外山滋比古『近代読者論』みすず書房、1969年、1972年第3刷
外山滋比古は「読者の誕生」で「読者」の発見を云う。
「ものを読む人、かならずしも、読者ではない。
親しい人から来た手紙を読んでいても、手紙の読者であるとは言わない。本を読むときと、手紙を読むときとでは、読み方がちがう。読者ということばは、まず、書物雑誌、新聞を読むときでないと用いない。読むに当っての、意識の強弱という問題に関係するのであろう。
同じ手紙であっても、自分のところへ来た手紙では読者になることはできないが、たとえば、文学者が他人に宛てた手紙を読む場合は、りっぱに読者である。
読者として、ものを読んでいるときですら、われわらは読むということ自体について、それほど深く考えることをしない。言いかえれば、充分に読者になっていない。自分を意識するかしないか、そこが、読者になるかならぬかの分かれ目である」(P7)。
外山滋比古はイギリス文学を例にとり、シェイクスピアの第一全集がシェイクスピアの死後、1623年に出たことに注目する。
「1623年をもって、イギリス文学に、作者が確立した時と見ることができる」(P10)。
しかし、「読者」はただちには出現しなかったと云う。
「読者がはっきり、最終的に文学上の問題として論議されるようになるのはI・A・リチャーズが『文学批評の原理』を出版した1924年である」(P10)。
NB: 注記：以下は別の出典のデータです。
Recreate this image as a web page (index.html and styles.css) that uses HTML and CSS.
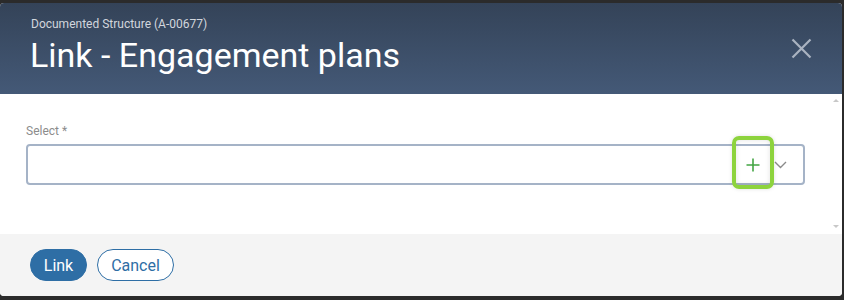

「作者からほぼ完全に絶縁された読者がはじめてはっきりと意識された」(P13)。
外山滋比古は、作者の世界に参入しようとするロマンティック・クリティシズムでない「近代批評」の誕生をもって「読者」、すなわち「近代読者」が誕生したことを云うのであろう。「近代批評」を云うのは私の先走りかも知れない。何しろ読み終わって書いているのではなく、書きながら読んでいるのである。「近代読者」とは何だろうと考えて展開を予測するのは危険かも知れない。その意味で、私の書くものについて一定の留保を持って読むことが必要である。
外山滋比古の論の進め方は注意がいる。「近代読者」は「作者からほぼ完全に絶縁された読者」を云うと考えられるが、明確には定義せず、「近代読者」を随所に使い始めてしまう。あとがきには「読むことに自意識をもつ読者というほどの意味」(P357)とある。「外国語の読みを契機としてとらえられた読者像」(P358)と言っている。
「われわれは、めいめい個性的な読者であって、ほかの読者とは必ずどこか違った読み方をしている。作者にスタイルがあるものなら、読者にもスタイルがあるはずである。作家論、作品論というものが存在する以上、それと同じ次元で読者論があってしかるべきではないか、ーーそのように考えるのが「近代読者」である」(P358)。
「近代読者」は「読者意識のある読者」であるが、18世紀を境にして「前近代読者」と「近代読者」が截然と区切れるものではないという。先に挙げた、自分のところに来た手紙を読むのは「前近代読者」であり、音読するのも「前近代読者」であるとする。この辺り厳密に使えていない。自分のところに来た手紙を読むのはそもそも読者ではないと書いているではないか。「近代」という言葉も彼は定義せずに使っている。
「読者意識のある読者」というのも分かりにくい。「作者からほぼ絶縁された読者」であるならば、作品と作者を切り離して、作品そのものを読む読者のことである。作者の意図と関係なく作品を誤読できる読者を「近代読者」と言う。個性的な読み方を認めているのだ。
カバーにある17世紀初頭のドイツの印刷工場により本が大量に作成された。当時の本は貴族や裕福な市民の所有物である。まして、聖書は神のことばであり、「読者」とはなりえない。18世紀になり新編のシェイクスピア全集が出たのは興味深い。
「よりはっきり、読み手のためを考えていた。シェイクスピアの伝記がつけられたり、テクストの方々が読みやすく修正されたり、舞台を見ていないとわかりにくいような箇所には、新たにト書きが書き加えられた。いわば近代的に改装されたのである」(P11)。
以前読んだ明星聖子・納富信留編『テクストとは何か』(2015年)を思い出した。文献学と作品論、読者論の関係を調べたくなった。